Try Tuts+ Premium, Get Cash Back!
The Problem of Duplicate Content and How to Solve it

The Problem of Duplicate Content and How to Solve it

This entry is part 6 of 20 in the SEO Fundamentals for Web Designers Session
« PreviousNext »

One problem that we see on almost every website is duplicate content. Larger websites with hundreds of pages are especially prone to this. But what exactly qualifies as duplicate content? Why does having duplicate content lead to problems and how can we avoid them? We’ll cover all that and more within this article.


What is Duplicate Content?

Duplicate content is exactly what you think it is: two or more pieces of content which are identical, the only difference being the URL.

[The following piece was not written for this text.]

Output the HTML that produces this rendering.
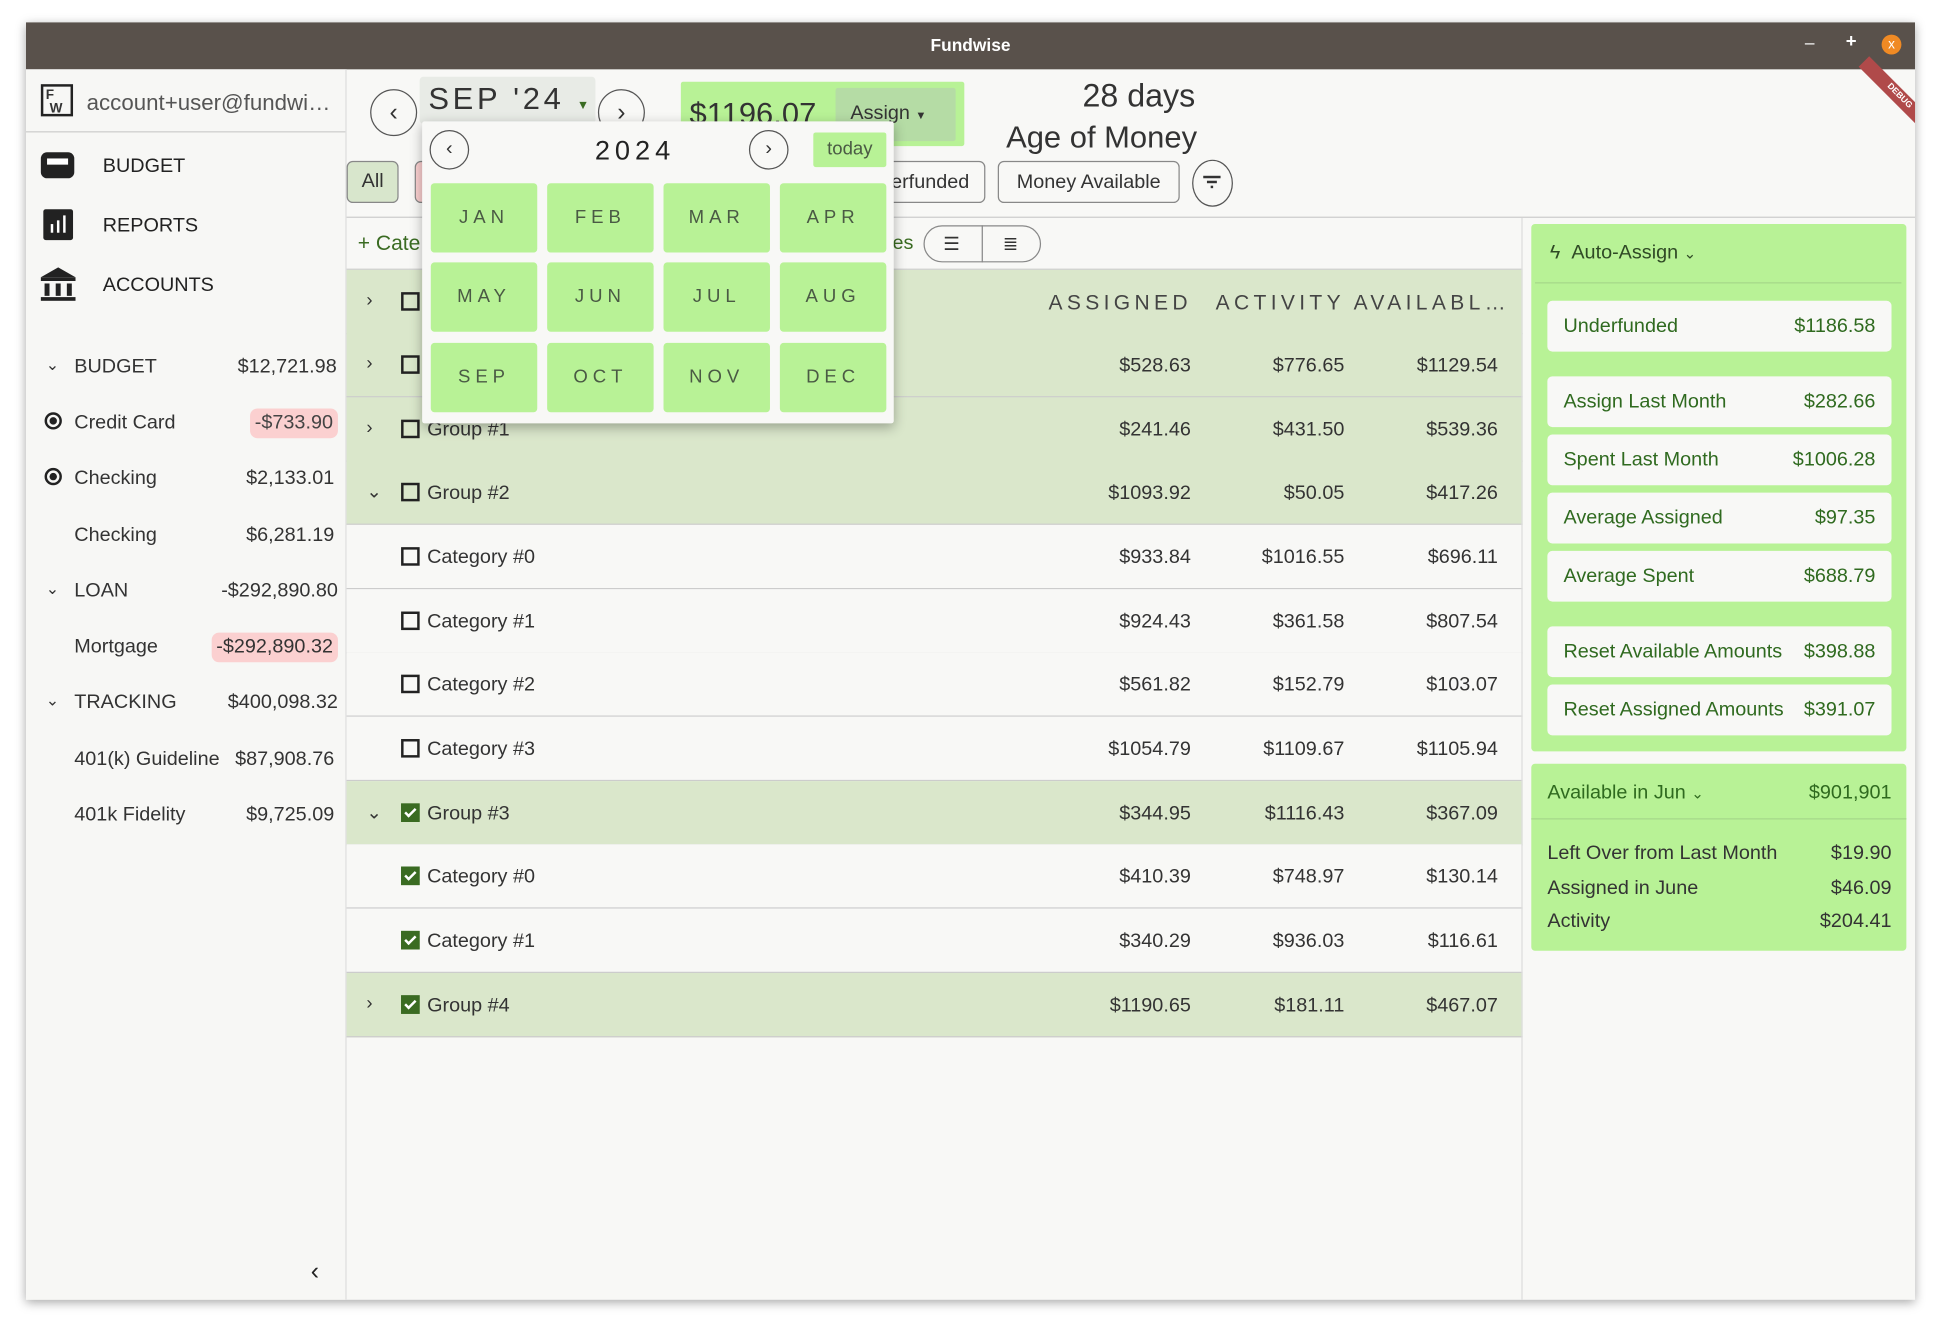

Google sees every URL as a separate page. Owing to this, it would consider the following URLs to be completely different pages:

  • Original page with red shirts: http://website.com/shirts/red
  • Same page, but ordered by price: http://website.com/shirts/red?order=asc

The problem here is that we’re basically looking at the same page with the same content. The only difference is that the content on the last URL is in a different order. Google sees this as duplicate content.


Why is Duplicate Content Bad?

Duplicate content confuses search engines. Why? Because they have a hard time deciding which page is most relevant for a search query.

Search engines will never display two identical pieces of content in the SERPs. This is done to ensure the highest search quality; seeing the same content twice is not very interesting for the user.

Another problem is the ranking power of duplicate pages. Instead of having a single page with a lot of authority, you have multiple pages with diluted, suboptimal performance. This might cost you a lot of organic traffic.


How Duplicate Content is Created

Duplicate content can be created deliberately or by accident. Nevertheless, the result is the same.

An example of deliberate duplicate content is the print version of a page. It’s effectively the same page with the same content, so when this print version gets indexed, there’s an issue with duplicate content.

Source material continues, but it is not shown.